** WHAT IS REQUIRED **
Copy out all lines in the data below containing the string "this".

Pages as source code:
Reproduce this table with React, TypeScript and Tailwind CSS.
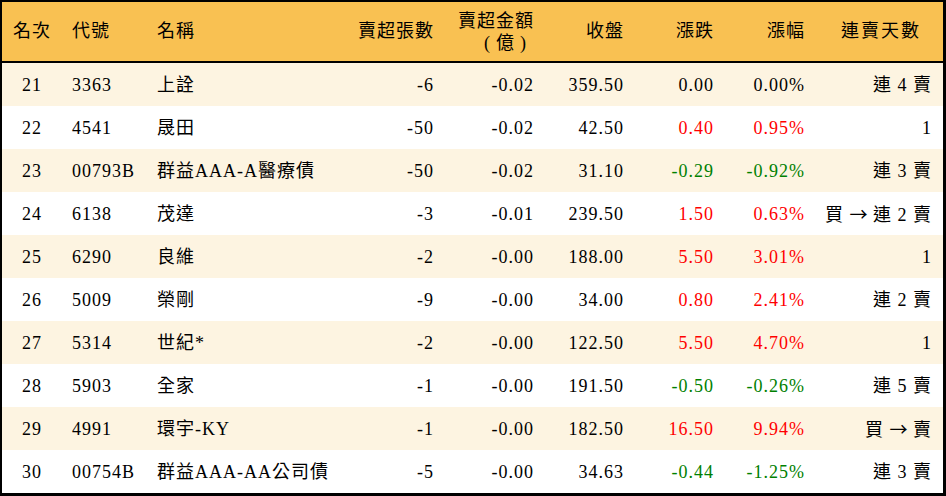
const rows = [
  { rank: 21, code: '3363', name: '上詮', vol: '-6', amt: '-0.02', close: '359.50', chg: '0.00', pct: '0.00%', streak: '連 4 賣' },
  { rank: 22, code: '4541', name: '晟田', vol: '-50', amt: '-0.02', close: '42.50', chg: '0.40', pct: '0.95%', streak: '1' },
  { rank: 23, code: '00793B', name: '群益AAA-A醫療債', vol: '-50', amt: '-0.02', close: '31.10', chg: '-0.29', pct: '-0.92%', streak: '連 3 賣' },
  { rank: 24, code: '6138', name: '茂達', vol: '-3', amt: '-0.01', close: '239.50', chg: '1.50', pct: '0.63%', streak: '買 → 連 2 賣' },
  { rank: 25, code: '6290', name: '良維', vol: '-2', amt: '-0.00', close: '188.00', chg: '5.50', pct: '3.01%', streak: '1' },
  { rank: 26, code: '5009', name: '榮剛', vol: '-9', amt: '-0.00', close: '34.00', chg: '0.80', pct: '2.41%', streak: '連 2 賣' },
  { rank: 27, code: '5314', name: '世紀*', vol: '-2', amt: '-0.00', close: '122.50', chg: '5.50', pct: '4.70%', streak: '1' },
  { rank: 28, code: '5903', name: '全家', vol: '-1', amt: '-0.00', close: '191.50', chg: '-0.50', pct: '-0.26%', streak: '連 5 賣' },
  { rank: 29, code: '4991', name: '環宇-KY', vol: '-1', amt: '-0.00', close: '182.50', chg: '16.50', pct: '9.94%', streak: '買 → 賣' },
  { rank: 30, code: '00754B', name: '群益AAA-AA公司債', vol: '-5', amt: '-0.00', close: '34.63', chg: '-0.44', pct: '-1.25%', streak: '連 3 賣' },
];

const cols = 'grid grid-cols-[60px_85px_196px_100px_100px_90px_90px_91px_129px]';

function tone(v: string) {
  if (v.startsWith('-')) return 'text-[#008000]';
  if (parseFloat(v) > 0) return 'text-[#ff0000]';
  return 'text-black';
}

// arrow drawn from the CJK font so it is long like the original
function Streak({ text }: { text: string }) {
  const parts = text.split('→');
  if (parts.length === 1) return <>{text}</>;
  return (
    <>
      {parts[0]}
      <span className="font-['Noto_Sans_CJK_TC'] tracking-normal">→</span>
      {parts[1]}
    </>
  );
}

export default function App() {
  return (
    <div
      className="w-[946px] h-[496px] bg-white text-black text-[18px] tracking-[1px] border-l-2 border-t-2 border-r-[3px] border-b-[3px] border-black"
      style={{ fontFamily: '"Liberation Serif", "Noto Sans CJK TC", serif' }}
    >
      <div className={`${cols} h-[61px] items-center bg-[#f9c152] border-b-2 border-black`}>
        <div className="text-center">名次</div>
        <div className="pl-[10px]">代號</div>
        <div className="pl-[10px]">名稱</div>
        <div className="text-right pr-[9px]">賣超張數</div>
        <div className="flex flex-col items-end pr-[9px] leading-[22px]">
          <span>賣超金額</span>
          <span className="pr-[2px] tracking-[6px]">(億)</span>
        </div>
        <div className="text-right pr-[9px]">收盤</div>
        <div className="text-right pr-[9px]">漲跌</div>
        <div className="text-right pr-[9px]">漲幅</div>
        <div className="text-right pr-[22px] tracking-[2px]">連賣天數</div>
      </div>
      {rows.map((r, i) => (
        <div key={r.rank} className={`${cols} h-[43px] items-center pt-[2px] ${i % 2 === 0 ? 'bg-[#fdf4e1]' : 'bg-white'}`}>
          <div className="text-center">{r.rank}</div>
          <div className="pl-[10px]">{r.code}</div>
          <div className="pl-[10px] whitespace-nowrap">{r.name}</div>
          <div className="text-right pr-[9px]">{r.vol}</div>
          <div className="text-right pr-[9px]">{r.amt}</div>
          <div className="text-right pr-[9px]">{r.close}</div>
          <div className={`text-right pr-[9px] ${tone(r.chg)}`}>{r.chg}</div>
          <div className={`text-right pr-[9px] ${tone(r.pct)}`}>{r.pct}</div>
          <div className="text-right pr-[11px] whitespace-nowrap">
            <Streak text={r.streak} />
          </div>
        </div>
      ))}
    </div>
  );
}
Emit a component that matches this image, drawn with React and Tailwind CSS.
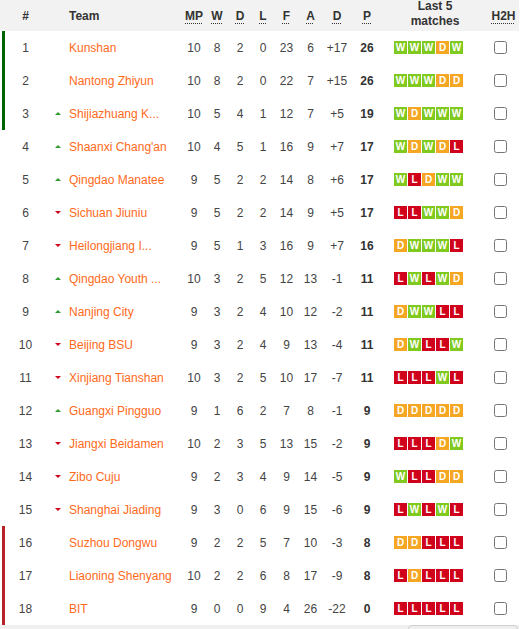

** WRITTEN ANSWER **
Reproduce this table with React, TypeScript and Tailwind CSS.
Emit a component that matches this image, drawn with React and Tailwind CSS.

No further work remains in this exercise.